Uitspraak
19 317 PW
PROCESVERLOOP
OVERWEGINGEN
BESLISSING
- vernietigt de aangevallen tussenuitspraak en de aangevallen einduitspraak;
- verklaart het beroep tegen het besluit van 18 december 2017 ongegrond.
Centrale Raad van Beroep
In deze zaak heeft de Centrale Raad van Beroep op 6 april 2021 uitspraak gedaan in hoger beroep tegen een besluit van het college van burgemeester en wethouders van Den Haag.

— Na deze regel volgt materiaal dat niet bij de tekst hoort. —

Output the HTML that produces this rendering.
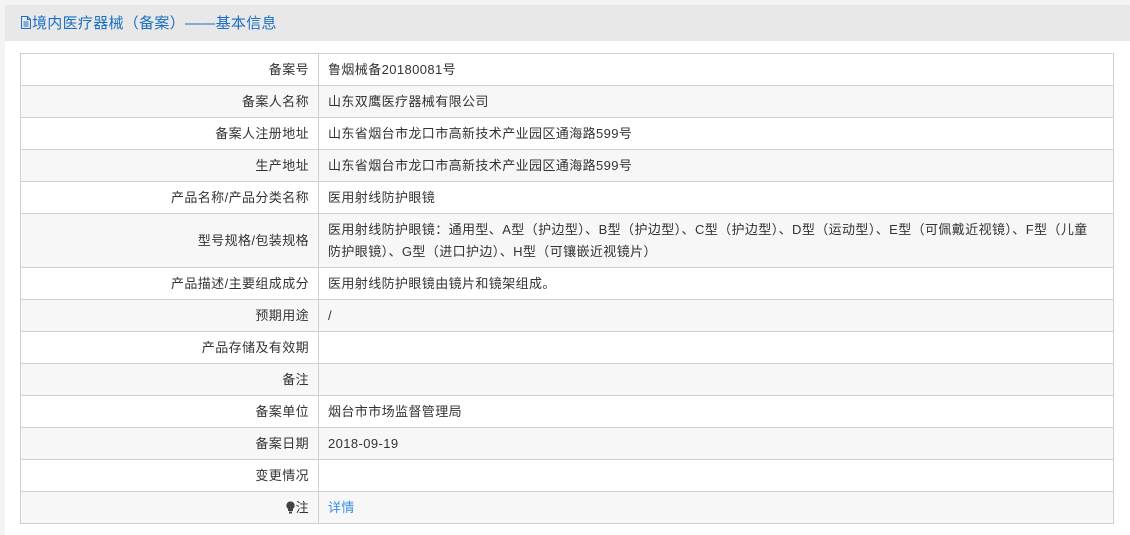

Het college had een boete opgelegd aan betrokkene wegens het niet melden van een bankrekening met een saldo van ongeveer € 600.000,-, wat leidde tot een schending van de inlichtingenverplichting. Betrokkene ontving sinds 1996 bijstand op grond van de Participatiewet (PW) en stelde dat het geld op de rekening niet van haar was, maar van haar ex-echtgenoot. De Raad oordeelde dat het college het benadelingsbedrag aannemelijk had gemaakt en dat er geen sprake was van verminderde verwijtbaarheid. De boete werd als evenredig beschouwd, ondanks de financiële omstandigheden van betrokkene, die de boete inmiddels volledig had betaald. De Raad vernietigde de eerdere uitspraken van de rechtbank en verklaarde het beroep tegen het bestreden besluit ongegrond.